It is possible to prolong, even if only slightly, the time for which we experience being simply by taking care of ourselves. I was nearing legal adulthood by the time I began caring at all how well my body worked. I spent my childhood and teenage years wrapped pretty cosily inside my head and the thought of taking care of myself – my skin, bone, and muscle – laid dormant somewhere in the back of my mind behind the straightened hair and eye shadow that represented my yearning for physical wellness. Hair products and make up were more familiar to me then than dumbbells and running shoes, and so I took care of myself as best I knew how to in front of a mirror. At the same time I read books, falling into a bit of a love affair with Jane Austen at sixteen and seventeen, both because I enjoyed it and saw it as mentally enriching. I wanted to take care of myself physically as well as mentally even though I didn’t know how to do both.

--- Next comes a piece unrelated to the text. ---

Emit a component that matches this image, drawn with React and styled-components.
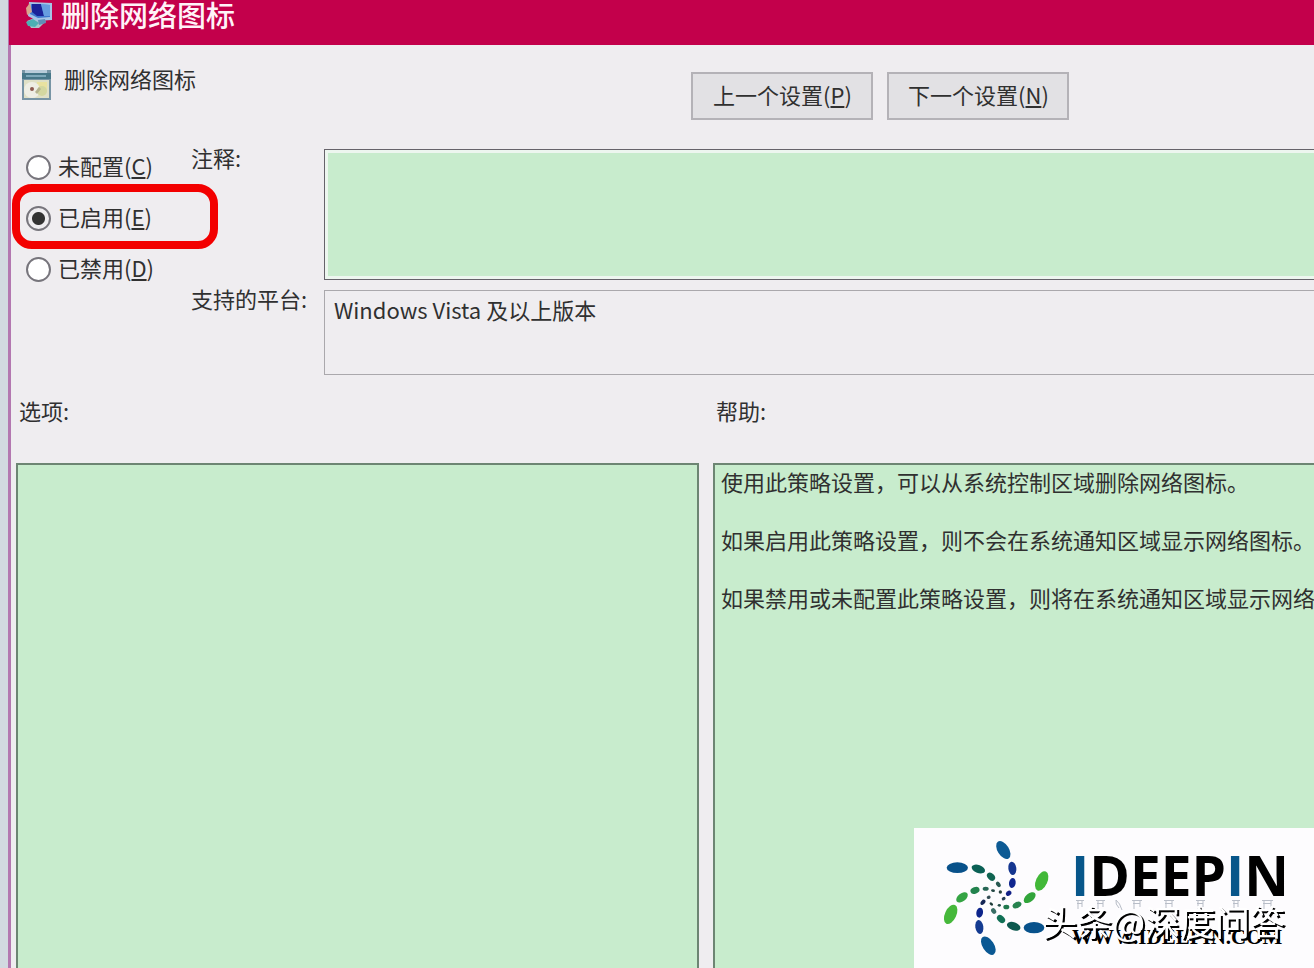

I underwent something of a revolution between the ages of seventeen and eighteen, when I slowly developed the courage to venture into a gym – I had never been, and still am not a fan of sport – to begin figuring out how to look after myself. I began by assimilating in the only way I knew how, by sticking strictly to the treadmills where the women tended to congregate. The grunts and groans of the weights section were as frightening as the centre of the rugby pitch had been during P.E. lessons and I nervously crept around its edges for a few months before bravely venturing to try out the weight machines, which I had noticed some of the women using to hone their abs.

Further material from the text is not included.